So, as the title states, the problem I was confronted with was to find a real-valued everywhere analytic function $$f:\mathbb{R}\to \mathbb{R}$$
s.t. at every non-negative integer, k $$f(x)=\sum_{n=0}^{\infty}{a_n(x-k)}$$
locally and the radius of convergence of this power series is exactly one. I constructed what seems to me to be theoretically an interesting function, and I'm not sure if this was the conventional answer to the problem (though it probably is). I constructed the function: $$f(x):=\sum_{k=0}^{\infty}{\frac {1}{x^2-2kx+k^2+1}\cdot \frac {1} {2^k}}= \sum_{k=0}^{\infty}{\frac {1}{(x-k)^2+1}\cdot \frac {1} {2^k}}$$
The first thing you can notice is that computationally it may be better in some circumstances to use a nicer scaling factor than the 1/2^k in order to calculate numerical approximations since this function approaches $0$ very quickly away from the origin. Mathematica seems to support my intuition that this function has poles at $k+i$ and $k-i$ for all non-negative integers $k$. (I recommend people play around with this function numerically or analytically in Mathematica as its quite fun) And also, we can conclude it must since it converges uniformly by the M-test to an analytic function on $\mathbb R$ (since each partial sum is analytic, at least on compact subsets not containing the poles). (Is this correct reasoning?)

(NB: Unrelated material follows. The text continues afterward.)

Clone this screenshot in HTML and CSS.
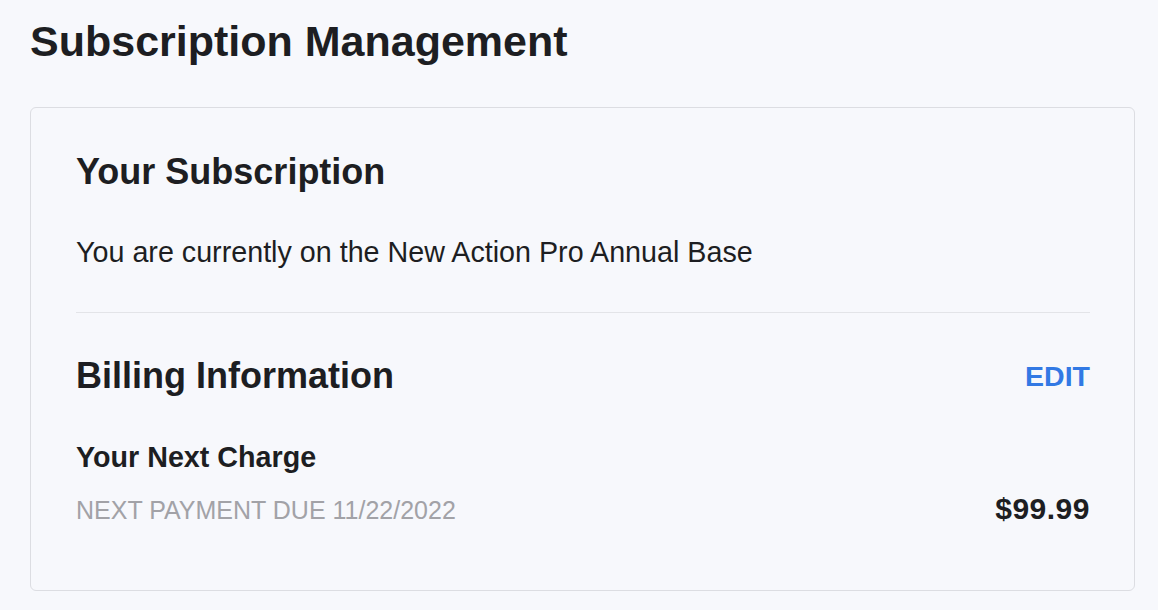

Can we conclude that this function actually converges everywhere to a meromorphic function on $\mathbb C$?
Finally, my last question on this topic is if there is a way to tackle this problem assuming less or no complex analysis knowledge at all? This was a problem in my real analysis class and I feel like we weren't expected to know this complex information about radii of convergence. (I don't think he taught us this)
Please let me know of any errors in my post that I should correct. Any other thinking on this topic is happily welcomed as well. Thanks. :)
NOTE: According to Mathematica it seems you can construct this same sum without scaling each subsequent rational function down. Why does this converge and how can we be sure? And analytically Mathematica says this function is related to the PolyGamma function. I am very interested in this now... hopefully somebody can give me more reference on this topic.